All my monographic exhibitions have resulted from open public competitions, and the exhibition at the Colegio de España was one of them. When I learned of the possibility of applying, I did not hesitate for a second, as I was already aware of the relevance this institution has had for many Spanish artists based in Paris. Many Spanish artists have passed through there, whether as residents or simply to exhibit, including a great many of the geometricists I admire. The list is extensive, but I would mention some of the most significant: Sempere, Victoria, Palazuelo, Oteiza, Chillida, Picasso, Juan Gris, Miró, Dalí or Julio González, among others.
I must say that I received the news of my selection with surprise, and I was immensely pleased that the jury recognised that my work is fully Spanish, conceived and produced entirely in Spain, and that my origin was not an obstacle to including my name among the artists worthy of this recognition.
I will never forget the emotion I felt during the entire week I spent as a guest in such an international environment as the Cité Universitaire, within an institution so charged with history and artistic vicissitudes as the Colegio de España. Receiving the College’s medal, a work by the great Jorge Oteiza, was probably one of the most moving moments of my artistic career.

Here in Spain you have held important retrospective exhibitions, such as those at CEART in Fuenlabrada, the Paraninfo of the University of Murcia, the Museo del Mar in Santa Pola, or the Museo del Cable in Jávea. How did these come about, and what do you remember of them?
As I mentioned earlier, all of them were made possible thanks to open public competitions, in which I was awarded the organisation of each exhibition. I believe that this type of competition should be far more frequent: it seems to me a very democratic and direct way of assessing the artistic quality of a proposal. For example, knowing that an artist of the stature of Okuda was on the jury that selected me for CEART, or that Juan Manuel Bonet was part of the jury at the Colegio de España, is extremely motivating and allows figures you admire to recognise your work in a direct way.

Exterior view of the exhibition Neopurismos – Gianfranco Spada: Obra pictórica 2005–2015 | Casa del Cable Exhibition Hall, Jávea Town Council | Jávea, Spain.
Interior view of the exhibition Neopurismos – Gianfranco Spada: Obra pictórica 2005–2015 | Casa del Cable Exhibition Hall, Jávea Town Council | Jávea, Spain.

I hold very fond memories of all these exhibitions. Presenting a monographic exhibition in institutions of this kind is always deeply moving. For an artist like myself, who has a certain reticence about showing his work, these experiences are emotionally intense: it is like undressing in public, leaving the cave and confronting the audience. The logistics of such exhibitions are also complex, and installation is a delicate and often stressful moment, although museums usually have teams that assist in many aspects.
From these experiences, I also take with me the pleasure of having met outstanding professionals such as Juan Carlos Moya at CEART, or María José Cerdá-Bartoloméu at the Museo del Mar in Santa Pola—individuals who are extraordinarily dedicated and deeply committed to organisational work.
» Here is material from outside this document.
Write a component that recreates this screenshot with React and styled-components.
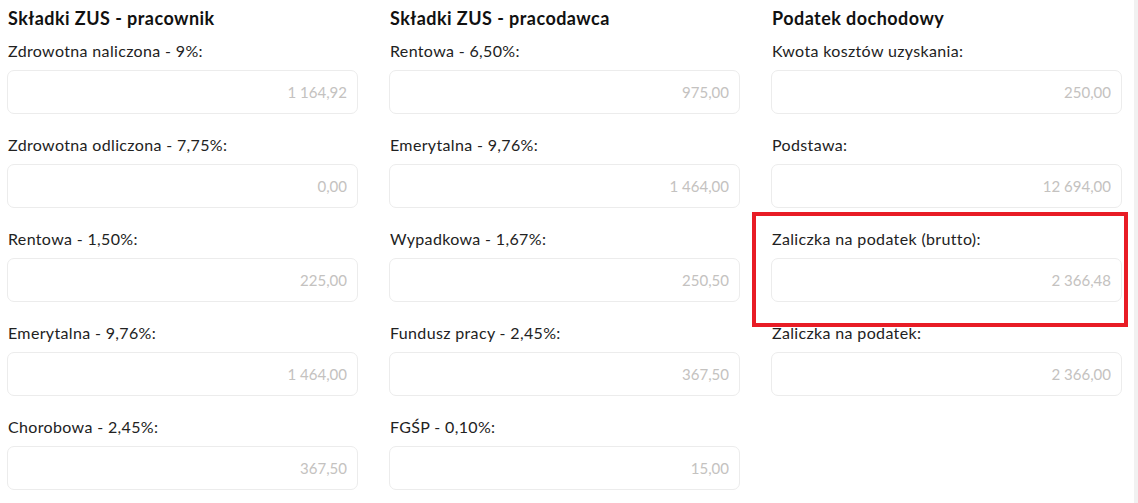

Gianfranco Spada outside the Paraninfo of the University of Murcia, on the occasion of his exhibition Esencia Neopurista, 2018.

Where would you like to exhibit but have not yet had the opportunity to do so?
It is difficult to answer, because there are many places where I would like to exhibit. In Spain, I think of museums with a special focus on geometric abstraction, such as the Museo Salvador Victoria in Rubielos de Mora—a little-known gem—or the Museo Sobrino in Guadalajara, and of course Valencia, the city where I have yet to hold a major exhibition. In Italy, due to my connection with Sardinia, I would mention the Museo Nivola or the Galleria Comunale di Cagliari, which I believe would be ideal settings for my work. I would also love to exhibit in all the cities where I have lived: Bari, Venice, Brussels, Barcelona or London.
This question, however, reminds me of the concept of antibiography or anti-curriculum, which I often reflect upon. I have always liked the idea of writing an anti-curriculum listing all the things I have not done, the places where I have not lived… and this question about where I would like to exhibit could be an entry in that catalogue of still-unfulfilled desires.

Gianfranco Spada observing Lucio Fontana’s painting Concetto spaziale, Attese (1959) at the Musée d’Art Moderne de Paris, 2016.

Your pictorial trajectory seems to maintain a thematic continuity without major changes or evolution. What is this due to?
I have never believed in obligatory pictorial evolution. There are artists who undergo radical changes throughout their artistic lives, and often more value has been attributed to this than it truly deserves. For artists like myself, who have a very clear sense of direction resulting from a rational approach to pictorial problems, evolution is minimal and only appreciable through a careful analysis of the work. Of course, evolution is inevitable: the years pass and concerns change, but the premises remain, and in my case I still consider them fully valid.

Could this be related to your limited output?
No, I do not think so. On the contrary, when production is limited, as in my case, changes should be more noticeable, more visible. In the case of prolific painters, evolution and so-called periods are almost inevitable, as they are often compulsive artists, logorrheic with the brush, attempting to say everything in every possible way. Very few manage to transcend that condition and reach a level of lasting interest; Picasso was one of them.

Opening of the exhibition Universo Neopurista: Gianfranco Spada, Obra pictórica 2004–2018, Museo del Mar de Santa Pola, Spain.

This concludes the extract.